There are a plethora of good ideas and the cast is terrific, but at over two hours “Good Faith” wears thin and is often more intellectually stimulating than it is theatrically. At certain points, I felt lectured at rather than talked to. Perhaps, too, Hartman restated a bit too much; despite the best efforts of the cast, half the time her characters come across as fully fleshed-out individuals speaking from the heart while the other half they pontificate like well-rehearsed guests on a CNN panel debate (“Policy is a blanket, so it usually covers up the issues that are underneath”).
Maybe this material would have been better suited for a documentary or a long-form podcast. And yet, despite the occasionally fatiguing debates, I can’t help but recommend the thought-provoking “Good Faith.” It’s the kind of play that school groups should be brought to; the kind where the post-show talkback (or at least a theatergoing companion to talk to on the drive home) is a necessity. It’s a good example of what Roger Ebert called an “empathy machine.”
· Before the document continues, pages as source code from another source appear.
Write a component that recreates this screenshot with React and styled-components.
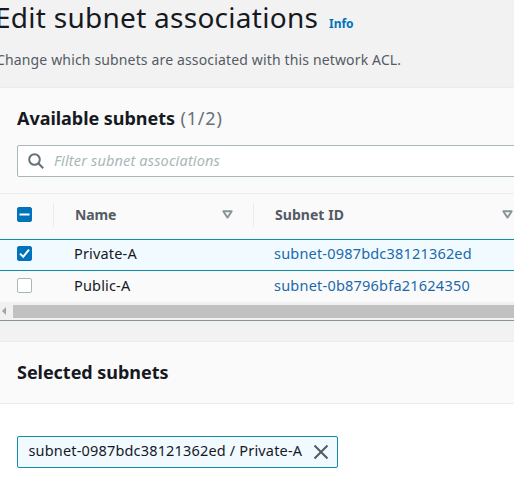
import React from 'react';
import styled, { createGlobalStyle } from 'styled-components';

const GlobalStyle = createGlobalStyle`
  * { box-sizing: border-box; }
  html, body { margin: 0; padding: 0; overflow: hidden; }
  body { background: #f2f3f3; font-family: "Noto Sans", "Open Sans", sans-serif; color: #16191f; }
`;

const Page = styled.main`
  width: 514px;
  height: 481px;
  overflow: hidden;
  background: #f2f2f2;
  white-space: nowrap;
`;

const PageHeader = styled.header`
  height: 87px;
  display: flex;
  flex-direction: column;
`;

const TitleRow = styled.div`
  display: flex;
  align-items: baseline;
  gap: 10px;
  height: 46px;
  margin: -1px 0 0 -5px;
`;

const Title = styled.h1`
  margin: 0;
  width: 324px;
  font-size: 28px;
  line-height: 36px;
  font-weight: 400;
  letter-spacing: 0.27px;
`;

const InfoLink = styled.a`
  color: #0073bb;
  font-size: 12px;
  font-weight: 700;
  letter-spacing: 0;
`;

const Description = styled.p`
  margin: 4px 0 0 -4px;
  font-size: 14px;
  line-height: 22px;
  letter-spacing: 0.15px;
  color: #545b64;
`;

const Panel = styled.section`
  border-top: 1px solid #eaeded;
  background: ${(p) => p.$background};
`;

const AvailableHeader = styled.div`
  height: 105px;
  padding: 19px 0 0 17px;
`;

const PanelTitle = styled.h2`
  margin: 0;
  font-size: 18px;
  line-height: 22px;
  font-weight: 700;
  letter-spacing: -0.04px;
`;

const Counter = styled.span`
  margin-left: 1px;
  font-weight: 400;
  letter-spacing: 0.8px;
  color: #687078;
`;

const SearchField = styled.div`
  display: flex;
  align-items: center;
  width: 520px;
  height: 32px;
  margin-top: 16px;
  padding: 0 0 3px 10px;
  gap: 10px;
  background: #fff;
  border: 1px solid #aab7b8;
  border-radius: 2px;
  color: #aab7b8;
  font-size: 14.5px;
  font-style: italic;
  letter-spacing: 0.15px;
`;

const SearchIcon = styled.svg`
  margin-top: 2px;
`;

const Row = styled.div`
  display: grid;
  grid-template-columns: 53px 200px 261px;
  align-items: center;
`;

const HeadRow = styled(Row)`
  height: 46px;
  border-top: 1px solid #eaeded;
  padding-bottom: 4px;
`;

const BodyRow = styled(Row)`
  height: ${(p) => (p.$selected ? 32 : 31)}px;
  padding-bottom: ${(p) => (p.$selected ? 3 : 2)}px;
  background: ${(p) => (p.$selected ? '#f1faff' : '#fafafa')};
  border-top: ${(p) => (p.$selected ? '1px solid #0f8dab' : '0')};
  border-bottom: ${(p) => (p.$selected ? '1px solid #0f8dab' : '0')};
`;

const HeadCell = styled.div`
  display: flex;
  align-items: center;
  justify-content: space-between;
  height: 24px;
  padding: 0 ${(p) => p.$end}px 0 21px;
  border-left: 1px solid #eaeded;
  font-size: 14px;
  font-weight: 700;
  letter-spacing: ${(p) => p.$spacing};
  color: #545b64;
`;

const CheckCell = styled.div`
  padding-left: 17px;
  display: flex;
`;

const Cell = styled.div`
  padding: 0 0 2px 21px;
  font-size: 14.5px;
  line-height: 20px;
  letter-spacing: ${(p) => p.$spacing};
  color: ${(p) => (p.$link ? '#1a69ab' : '#16191f')};
`;

const Box = styled.span`
  display: flex;
  width: 15px;
  height: 15px;
  border: 1px solid ${(p) => (p.$on ? '#0073bb' : '#aab7b8')};
  border-radius: 2px;
  background: ${(p) => (p.$on ? '#0073bb' : '#fff')};
`;

const Scrollbar = styled.div`
  display: flex;
  align-items: center;
  height: 19px;
  background: #f1f1f1;
  border-bottom: 1px solid #879596;
`;

const ScrollArrow = styled.svg`
  width: 13px;
  height: 8px;
  flex: none;
`;

const ScrollThumb = styled.div`
  flex: 1;
  height: 13px;
  margin-top: 1px;
  background: #c1c1c1;
`;

const SelectedPanel = styled(Panel)`
  margin-top: 20px;
  height: 140px;
`;

const SelectedHeader = styled.div`
  height: 62px;
  padding: 19px 0 0 17px;
  background: #fafafa;
  border-bottom: 1px solid #eaeded;
`;

const Token = styled.div`
  display: flex;
  align-items: center;
  justify-content: space-between;
  width: 321px;
  height: 32px;
  margin: 32px 0 0 17px;
  padding: 0 8px 4px 10.5px;
  background: #f1faff;
  border: 1px solid #0f8dab;
  border-radius: 2px;
  font-size: 14.5px;
  letter-spacing: 0.17px;
`;

const Dismiss = styled.svg`
  margin-top: 4px;
`;

function Checkbox({ state }) {
  return (
    <Box $on={state !== 'off'}>
      {state !== 'off' && (
        <svg width="13" height="13" viewBox="0 0 13 13" fill="none" stroke="#fff" strokeWidth="2">
          {state === 'mixed' ? <path d="M1.5 6.5h10" /> : <path d="M2 6.6 5.2 9.8 11 2.7" />}
        </svg>
      )}
    </Box>
  );
}

function SortIcon() {
  return (
    <svg width="11" height="9" viewBox="0 0 11 9" fill="none" stroke="#879596" strokeWidth="1.9" strokeLinejoin="round">
      <path d="M1.3 1.3h8.4L5.5 7.6z" />
    </svg>
  );
}

const subnets = [
  { name: 'Private-A', id: 'subnet-0987bdc38121362ed', selected: true, spacing: '0.19px' },
  { name: 'Public-A', id: 'subnet-0b8796bfa21624350', selected: false, spacing: '0.22px' },
];

export default function App() {
  return (
    <Page>
      <GlobalStyle />
      <PageHeader>
        <TitleRow>
          <Title>Edit subnet associations</Title>
          <InfoLink>Info</InfoLink>
        </TitleRow>
        <Description>Change which subnets are associated with this network ACL.</Description>
      </PageHeader>

      <Panel $background="#fafafa">
        <AvailableHeader>
          <PanelTitle>
            Available subnets <Counter>(1/2)</Counter>
          </PanelTitle>
          <SearchField>
            <SearchIcon width="16" height="16" viewBox="0 0 16 16" fill="none" stroke="#687078" strokeWidth="2">
              <circle cx="6.5" cy="6.5" r="5.3" />
              <path d="m10.3 10.3 4.9 4.9" />
            </SearchIcon>
            Filter subnet associations
          </SearchField>
        </AvailableHeader>
        <HeadRow>
          <CheckCell><Checkbox state="mixed" /></CheckCell>
          <HeadCell $end={20} $spacing="-0.1px">Name<SortIcon /></HeadCell>
          <HeadCell $end={1} $spacing="0.05px">Subnet ID<SortIcon /></HeadCell>
        </HeadRow>
        {subnets.map((s) => (
          <BodyRow key={s.id} $selected={s.selected}>
            <CheckCell><Checkbox state={s.selected ? 'on' : 'off'} /></CheckCell>
            <Cell $spacing="0.17px">{s.name}</Cell>
            <Cell $link $spacing={s.spacing}>{s.id}</Cell>
          </BodyRow>
        ))}
        <Scrollbar>
          <ScrollArrow viewBox="0 0 13 8"><path d="M6 0v8L2 4z" fill="#a3a3a3" /></ScrollArrow>
          <ScrollThumb />
        </Scrollbar>
      </Panel>

      <SelectedPanel $background="#fff">
        <SelectedHeader>
          <PanelTitle>Selected subnets</PanelTitle>
        </SelectedHeader>
        <Token>
          subnet-0987bdc38121362ed / Private-A
          <Dismiss width="16" height="16" viewBox="0 0 16 16" fill="none" stroke="#545b64" strokeWidth="2">
            <path d="m1.5 1.5 13 13M14.5 1.5l-13 13" />
          </Dismiss>
        </Token>
      </SelectedPanel>
    </Page>
  );
}
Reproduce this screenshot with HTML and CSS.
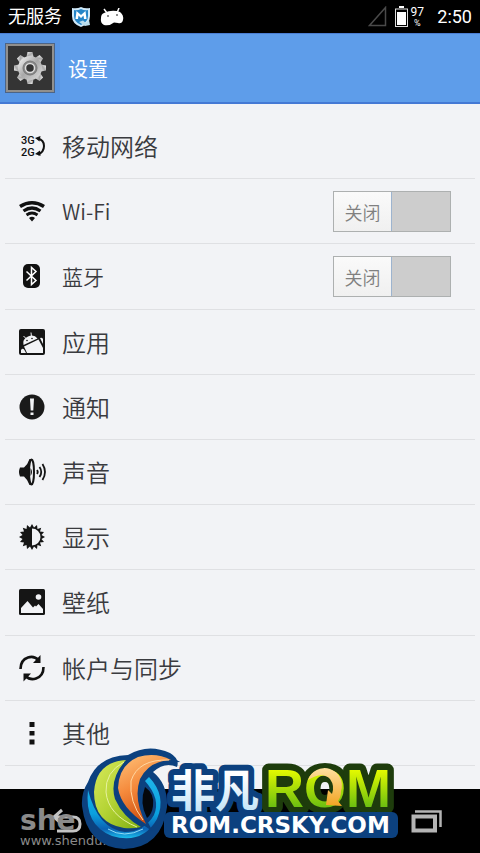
FILE: index.html
```html
<!DOCTYPE html>
<html lang="zh-CN">
<head>
    <meta charset="UTF-8">
    <meta name="viewport" content="width=device-width, initial-scale=1.0">
    <title>设置</title>
    <link rel="stylesheet" href="styles.css">
</head>
<body>

    <!-- Status bar -->
    <div class="status-bar">
        <span class="carrier">无服务</span>
        <svg class="status-shield" viewBox="0 0 20 22">
            <path d="M10 1 Q14 3 19 2 V10 Q19 18 10 21 Q1 18 1 10 V2 Q6 3 10 1Z" fill="#cfe8f8"/>
            <path d="M10 3 Q14 5 17 4 V10 Q17 16 10 19 Q3 16 3 10 V4 Q6 5 10 3Z" fill="#2585c8"/>
            <path d="M4.500 13 L5.500 5 L10 9 L14.500 5 L15.500 13 L13 13 L12.500 9.500 L10 12 L7.500 9.500 L7 13Z" fill="#fff"/>
            <path d="M8 16 L12 14.500 L15 17 L18 14 L19 19 L14 20Z" fill="#b9dcec"/>
        </svg>
        <svg class="status-droid" viewBox="0 0 24 18">
            <path d="M4 1 L7 5 M19 0 L17 5" stroke="#fff" stroke-width="1.500"/>
            <path d="M4 5 Q12 1 20 4 Q24 7 23 12 Q22 16 18 15 L14 14.500 Q10 18 4 17 Q0 15 1 10 Q1 6 4 5Z" fill="#fff"/>
            <circle cx="8" cy="8" r="0.800" fill="#000"/>
            <circle cx="17" cy="7" r="0.800" fill="#000"/>
        </svg>
        <div class="status-right">
            <svg class="status-signal" viewBox="0 0 19 21">
                <path d="M1.500 19.500 H17.500 V1.500Z" fill="none" stroke="#4a4a4a" stroke-width="1.500"/>
            </svg>
            <svg class="status-battery" viewBox="0 0 13 21">
                <path d="M4 0 H9 V2 H4Z M2 6 H11 V19 H2Z" fill="#fff"/>
                <rect x="0.500" y="3" width="12" height="17.500" fill="none" stroke="#ddd"/>
            </svg>
            <span class="percent">97<small>%</small></span>
            <span class="clock">2:50</span>
        </div>
    </div>

    <!-- Title bar -->
    <header class="title-bar">
        <div class="app-icon">
            <svg viewBox="0 0 44 44">
                <defs>
                    <linearGradient id="steel" x1="0" y1="0" x2="1" y2="1">
                        <stop offset="0" stop-color="#fafafa"/>
                        <stop offset="0.5" stop-color="#a9a9a9"/>
                        <stop offset="1" stop-color="#dedede"/>
                    </linearGradient>
                    <path id="tooth" d="M18.500 11 L19.500 6 H24.500 L25.500 11Z"/>
                </defs>
                <g fill="url(#steel)">
                    <use href="#tooth"/>
                    <use href="#tooth" transform="rotate(45 22 22)"/>
                    <use href="#tooth" transform="rotate(90 22 22)"/>
                    <use href="#tooth" transform="rotate(135 22 22)"/>
                    <use href="#tooth" transform="rotate(180 22 22)"/>
                    <use href="#tooth" transform="rotate(225 22 22)"/>
                    <use href="#tooth" transform="rotate(270 22 22)"/>
                    <use href="#tooth" transform="rotate(315 22 22)"/>
                    <circle cx="22" cy="22" r="12"/>
                </g>
                <circle cx="22" cy="22" r="7" fill="#8a8a8a" stroke="#777"/>
                <circle cx="22" cy="22" r="4.500" fill="#333" stroke="#ddd" stroke-width="1.500"/>
            </svg>
        </div>
        <h1>设置</h1>
    </header>

    <!-- Settings list -->
    <main>
        <ul class="settings">
            <li><a class="row" href="#network">
                <svg class="icon" viewBox="0 0 26 26">
                    <text class="icon-text" x="2" y="11">3G</text>
                    <text class="icon-text" x="2" y="23">2G</text>
                    <path d="M19 5.500 Q25 7 25 13 Q25 19 19 21.500" fill="none" stroke="#111" stroke-width="2"/>
                    <path d="M16 5 L21.500 3 L20.500 8.500Z M16 21 L21 17.500 L21.500 23Z" fill="#111"/>
                </svg>
                <span>移动网络</span>
            </a></li>
            <li class="row row-switch">
                <svg class="icon" viewBox="0 0 26 26" fill="none" stroke="#111">
                    <path d="M1 8.500 Q13 1 25 8.500" stroke-width="3.600"/>
                    <path d="M4.500 13 Q13 7 21.500 13" stroke-width="3.200"/>
                    <path d="M7.500 17 Q13 13 18.500 17" stroke-width="2.800"/>
                    <path d="M10 20 Q13 17.500 16 20 L13 23.500Z" fill="#111" stroke="none"/>
                </svg>
                <label for="wifi">Wi-Fi</label>
                <span class="switch">
                    <input type="checkbox" id="wifi">
                    <span class="thumb">关闭</span>
                </span>
            </li>
            <li class="row row-switch">
                <svg class="icon" viewBox="0 0 26 26">
                    <rect x="4" y="1" width="17" height="24" rx="5" fill="#111"/>
                    <path d="M7.500 8.500 L17 17.500 L12.500 21.500 V4.500 L17 8.500 L7.500 17.500" fill="none" stroke="#fff" stroke-width="1.500"/>
                </svg>
                <label for="bluetooth">蓝牙</label>
                <span class="switch">
                    <input type="checkbox" id="bluetooth">
                    <span class="thumb">关闭</span>
                </span>
            </li>
            <li><a class="row" href="#apps">
                <svg class="icon" viewBox="0 0 26 26">
                    <rect width="26" height="26" rx="2" fill="#151515"/>
                    <path d="M4.500 16 Q3 10 9 7.500 Q15 5 18.500 9.500Z" fill="#f2f3f6"/>
                    <path d="M4.500 7 L7 9.500 M12 3.500 L12.500 8" stroke="#f2f3f6"/>
                    <circle cx="8" cy="11.500" r="0.800" fill="#151515"/>
                    <circle cx="13" cy="9.500" r="0.800" fill="#151515"/>
                    <path d="M5 17.500 L19.500 10.500 L24 19 V24 H8Z" fill="#f2f3f6"/>
                    <path d="M21 9 Q23 8 24 10 V15Z M2 21 Q4 18 6 22 L7 24 H2Z" fill="#f2f3f6"/>
                </svg>
                <span>应用</span>
            </a></li>
            <li><a class="row" href="#notifications">
                <svg class="icon" viewBox="0 0 26 26">
                    <circle cx="13" cy="13" r="12.500" fill="#1a1a1a"/>
                    <path d="M11 4.500 H15 L14.300 16.500 H11.700Z M11.500 18.500 H14.500 V21 H11.500Z" fill="#f2f3f6"/>
                </svg>
                <span>通知</span>
            </a></li>
            <li><a class="row" href="#sound">
                <svg class="icon" viewBox="0 0 26 26">
                    <path d="M1 8.500 H5 Q9 5 10.500 0 H13 V26 H10.500 Q9 21 5 17.500 H1 Q-1 13 1 8.500Z" fill="#151515"/>
                    <ellipse cx="12.500" cy="13" rx="2.500" ry="12.500" fill="#f2f3f6" stroke="#151515" stroke-width="2"/>
                    <path d="M11.500 9 Q14.500 13 11.500 17Z" fill="#151515"/>
                    <path d="M18 11 Q19.500 13 18 15 M20.500 8 Q24 13 20.500 18 M23.500 5 Q28.500 13 23.500 21" fill="none" stroke="#151515" stroke-width="1.800"/>
                </svg>
                <span>声音</span>
            </a></li>
            <li><a class="row" href="#display">
                <svg class="icon" viewBox="0 0 26 26">
                    <path d="M13 0 L15 3.500 L18 1 L18.500 5 L22.200 3.800 L21 7.500 L25 8 L22.500 11 L26 13 L22.500 15 L25 18 L21 18.500 L22.200 22.200 L18.500 21 L18 25 L15 22.500 L13 26 L11 22.500 L8 25 L7.500 21 L3.800 22.200 L5 18.500 L1 18 L3.500 15 L0 13 L3.500 11 L1 8 L5 7.500 L3.800 3.800 L7.500 5 L8 1 L11 3.500Z" fill="#151515"/>
                    <path d="M13 4.500 A8.500 8.500 0 0 1 13 21.500Z" fill="#f2f3f6"/>
                </svg>
                <span>显示</span>
            </a></li>
            <li><a class="row" href="#wallpaper">
                <svg class="icon" viewBox="0 0 26 26">
                    <rect width="26" height="26" rx="1.500" fill="#151515"/>
                    <circle cx="19.500" cy="8" r="2.800" fill="#f2f3f6"/>
                    <path d="M2 24 V19 L8.500 12 L14 18.500 L16 16.500 L17 17.500 L19.500 15 L24 20 V24Z" fill="#f2f3f6"/>
                </svg>
                <span>壁纸</span>
            </a></li>
            <li><a class="row" href="#sync">
                <svg class="icon" viewBox="0 0 26 26">
                    <path d="M1.500 14 Q1.500 5 9 2.500 Q15 0.500 19.500 5" fill="none" stroke="#111" stroke-width="2.600"/>
                    <path d="M24.500 12 Q24.500 21 17 23.500 Q11 25.500 6.500 21" fill="none" stroke="#111" stroke-width="2.600"/>
                    <path d="M21.500 0 V8 H14Z M4.500 26.500 V18.500 H12Z" fill="#111"/>
                </svg>
                <span>帐户与同步</span>
            </a></li>
            <li><a class="row" href="#more">
                <svg class="icon" viewBox="0 0 26 26">
                    <path d="M10.500 2 H15.500 V7 H10.500Z M10.500 11 H15.500 V15.500 H10.500Z M10.500 19.500 H15.500 V24.500 H10.500Z" fill="#111"/>
                </svg>
                <span>其他</span>
            </a></li>
        </ul>
    </main>

    <!-- Navigation bar -->
    <footer class="nav-bar">
        <div class="site-mark">
            <span class="site-name">she</span>
            <span class="site-url">www.shendu.com</span>
        </div>
        <button class="nav-back" aria-label="返回">
            <svg viewBox="0 0 34 26">
                <path d="M12 2 L4 9 L12 16 M5 9 H23 Q30 9 30 16 Q30 23 23 23 H7" fill="none" stroke="#c4c4c4" stroke-width="3"/>
            </svg>
        </button>
        <button class="nav-recent" aria-label="最近任务">
            <svg viewBox="0 0 32 23">
                <path d="M3.500 6.500 H25 V20.500 H3.500Z" fill="none" stroke="#b4b4b4" stroke-width="4"/>
                <path d="M5 1.500 H30.500 V17" fill="none" stroke="#b4b4b4" stroke-width="2.500"/>
            </svg>
        </button>

        <!-- ROM site logo, lies over the list and the bar -->
        <svg class="rom-logo" viewBox="78 743 330 110">
            <defs>
                <linearGradient id="ring" x1="0" y1="0" x2="0" y2="1">
                    <stop offset="0" stop-color="#1fb4ea"/>
                    <stop offset="0.6" stop-color="#0aa0de"/>
                    <stop offset="0.85" stop-color="#0b62b4"/>
                    <stop offset="1" stop-color="#1cc0ee"/>
                </linearGradient>
                <linearGradient id="lime" x1="0" y1="0" x2="1" y2="1">
                    <stop offset="0" stop-color="#d9ea5c"/>
                    <stop offset="0.5" stop-color="#b4d334"/>
                    <stop offset="1" stop-color="#7fae12"/>
                </linearGradient>
                <linearGradient id="orange" x1="0" y1="0" x2="0.4" y2="1">
                    <stop offset="0" stop-color="#ffc47c"/>
                    <stop offset="0.5" stop-color="#f58a3c"/>
                    <stop offset="1" stop-color="#cf4e10"/>
                </linearGradient>
                <linearGradient id="ice" x1="0" y1="0" x2="0" y2="1">
                    <stop offset="0.3" stop-color="#ffffff"/>
                    <stop offset="1" stop-color="#b5def6"/>
                </linearGradient>
                <linearGradient id="leaf" x1="0" y1="0" x2="0" y2="1">
                    <stop offset="0.2" stop-color="#e4fa00"/>
                    <stop offset="0.8" stop-color="#6fc010"/>
                </linearGradient>
                <linearGradient id="gold" x1="0" y1="0" x2="0" y2="1">
                    <stop offset="0" stop-color="#ffe0a0"/>
                    <stop offset="1" stop-color="#f2a422"/>
                </linearGradient>
            </defs>

            <path d="M128 755 Q148 743 170 753 Q180 759 177 767 Q165 761 153 772 Q168 784 167 807 Q162 848 124 849 Q87 847 82 806 Q81 793 88 782 Q97 756 128 755Z" fill="#0c417f"/>
            <path d="M145 787 Q155 794 153 806 Q152 814 147 818 Q139 803 145 787Z" fill="#05070b"/>
            <path d="M88 790 Q84 825 112 836 Q142 845 157 819 Q167 796 149 777 L145 781 Q161 799 154 815 Q144 832 125 832 Q98 829 88 790Z" fill="url(#ring)"/>
            <path d="M126 760 Q96 762 94 792 Q94 823 124 828 Q133 829 141 827 Q123 817 115 799 Q109 779 126 760Z" fill="url(#lime)"/>
            <path d="M124 762 Q105 772 106 792 Q108 815 137 827" fill="none" stroke="#e7f2a0"/>
            <path class="crest" d="M171 760 Q156 752 138 757 Q119 765 118 788 Q121 808 146 824 Q133 799 140 779 Q149 761 171 760Z" fill="url(#orange)"/>
            <path d="M169 760 Q138 759 131 781 Q129 802 143 820" fill="none" stroke="#ffd7a2"/>
            <path d="M108 829 Q124 839 143 829" fill="none" stroke="#8fdcf6"/>

            <text class="logo-cn" x="171" y="807">非凡</text>
            <text class="logo-rom" x="265" y="807">ROM</text>
            <path d="M308 780 A17 17 0 0 1 341 791 Q341 797 338 801 L342 806 L326 805 L328 790 L332 794 Q335 786 330 779 Q322 771 308 780Z" fill="url(#gold)"/>
            <rect x="164" y="812" width="234" height="26" rx="6" fill="#0c417f"/>
            <text class="logo-url" x="171" y="833">ROM.CRSKY.COM</text>
        </svg>
    </footer>

</body>
</html>
```

FILE: styles.css
```css
* {
    box-sizing: border-box;
}
body {
    margin: 0;
    min-height: 100vh;
    display: flex;
    flex-direction: column;
    font-family: Roboto, "Noto Sans CJK SC", sans-serif;
    background: #f2f3f6;
    color: #3a3b3f;
}

/* Status bar */
.status-bar {
    display: flex;
    align-items: center;
    height: 33px;
    padding: 0 8px;
    gap: 9px;
    background: #000;
    color: #fff;
    font-size: 18px;
    line-height: 33px;
}
.status-shield {
    width: 20px;
    height: 22px;
}
.status-droid {
    width: 24px;
    height: 18px;
}
.status-right {
    display: flex;
    align-items: center;
    margin-left: auto;
}
.status-signal {
    width: 19px;
    height: 21px;
    margin-right: 8px;
}
.status-battery {
    width: 13px;
    height: 21px;
    margin-right: 2px;
}
.percent {
    width: 14px;
    margin-right: 13px;
    font-size: 12px;
    line-height: 12px;
    text-align: center;
}
.percent small {
    display: block;
    font-size: 9px;
    line-height: 10px;
}

/* Title bar */
.title-bar {
    display: flex;
    align-items: center;
    height: 71px;
    padding: 0 5px;
    gap: 13px;
    background: linear-gradient(to right, #5796e6 60px, #5e9dea 60px);
    border-top: 1px solid #4a7dd2;
    border-bottom: 2px solid #4479d4;
    color: #fff;
}
.title-bar h1 {
    margin: 0;
    font-size: 20px;
    font-weight: 400;
}
.app-icon {
    width: 50px;
    height: 50px;
    border: 3px solid #918f8c;
    outline: 1px solid #4c6486;
    outline-offset: -1px;
    background: #343434;
}
.app-icon svg {
    display: block;
}

/* Settings list */
main {
    flex: 1;
    display: flex;
    padding: 10px 5px 23px;
}
.settings {
    flex: 1;
    display: grid;
    grid-auto-rows: 1fr;
    margin: 0;
    padding: 0;
    list-style: none;
}
.settings li {
    min-height: 65px;
    border-bottom: 1px solid #dfe0e3;
}
.row {
    display: flex;
    align-items: center;
    height: 100%;
    padding: 0 24px 0 14px;
    gap: 17px;
    color: inherit;
    font-family: "Noto Sans CJK SC", sans-serif;
    font-size: 24px;
    font-weight: 350;
    line-height: 32px;
    text-decoration: none;
}
.row-switch {
    font-size: 21px;
}
.icon {
    width: 26px;
    height: 26px;
    overflow: visible;
}
.icon-text {
    font-family: Roboto, sans-serif;
    font-size: 11px;
    font-weight: 500;
    fill: #111;
}

/* On/off switch */
.switch {
    position: relative;
    width: 118px;
    height: 41px;
    margin-left: auto;
    border: 1px solid #adb0b0;
    background: #cdcdcd;
}
.switch input {
    position: absolute;
    inset: 0;
    width: 100%;
    height: 100%;
    margin: 0;
    opacity: 0;
    cursor: pointer;
}
.thumb {
    display: block;
    width: 58px;
    height: 100%;
    border-right: 1px solid #9db4cf;
    background: linear-gradient(#fafafa, #f0f0f0);
    color: #808080;
    font-size: 18px;
    line-height: 40px;
    text-align: center;
}
.switch input:checked + .thumb {
    margin-left: auto;
}

/* Navigation bar */
.nav-bar {
    position: relative;
    display: flex;
    align-items: center;
    justify-content: space-between;
    height: 64px;
    padding: 0 38px 0 50px;
    background: #000;
}
.nav-bar button {
    padding: 0;
    border: none;
    background: none;
    cursor: pointer;
}
.nav-bar button svg {
    display: block;
}
.nav-back {
    width: 34px;
}
.nav-recent {
    width: 32px;
}
.site-mark {
    position: absolute;
    left: 20px;
    bottom: 5px;
    display: flex;
    flex-direction: column;
    color: #8a8a8a;
    font-family: "DejaVu Sans", sans-serif;
}
.site-name {
    font-size: 28px;
    font-weight: 700;
    line-height: 26px;
}
.site-url {
    font-size: 13px;
    line-height: 14px;
}
.rom-logo {
    position: absolute;
    left: 78px;
    bottom: 0;
    width: 330px;
    height: 110px;
    pointer-events: none;
}
.crest {
    paint-order: stroke;
    stroke: #0c417f;
    stroke-width: 5px;
}
.logo-cn,
.logo-rom {
    paint-order: stroke;
    stroke-linejoin: round;
    font-weight: 700;
}
.logo-cn {
    font-family: "Noto Sans CJK SC", sans-serif;
    font-size: 44px;
    fill: url(#ice);
    stroke: #0c417f;
    stroke-width: 12px;
}
.logo-rom {
    font-family: "Liberation Sans", sans-serif;
    font-size: 54px;
    fill: url(#leaf);
    stroke: #1e3c0c;
    stroke-width: 13px;
}
.logo-url {
    font-family: "DejaVu Sans", sans-serif;
    font-size: 23px;
    font-weight: 700;
    fill: #fff;
}
```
Since it’s a based on a specific incident in New Haven, Connecticut (and was commissioned by Yale), it will be interesting to see if “Good Faith” moves beyond the Elm City. With some rewrites and a few healthy cuts, I believe it has the legs to do so. In 2016, a study found that New Haven has the closet demographics to that of the entire United States. Meaning that based on our make-up of age, education, race and ethnicity we closely mirror the national average. Although unspoken, “Good Faith” understands that. It’s not really a play about New Haven firefighters; it’s about all of us.
The world premiere of “Good Faith: Four Chats about Race and the New Haven Fire Department” by Karen Hartman, directed by Kenny Leon, runs through February 23, 2019 at Yale Repertory Theatre (1120 Chapel Street). “Good Faith” features scenic design by Stephanie Osin Cohen, costumes by Beatrice Vena, lighting by Stephen Strawbridge, sound by Kathryn Ruvuna, projections by Zak Borovay and technical direction by Kevin Belcher. The cast includes René Augesen, Ian Bedford, Rob Demery, Laura Heisler, and Billy Eugene Jones.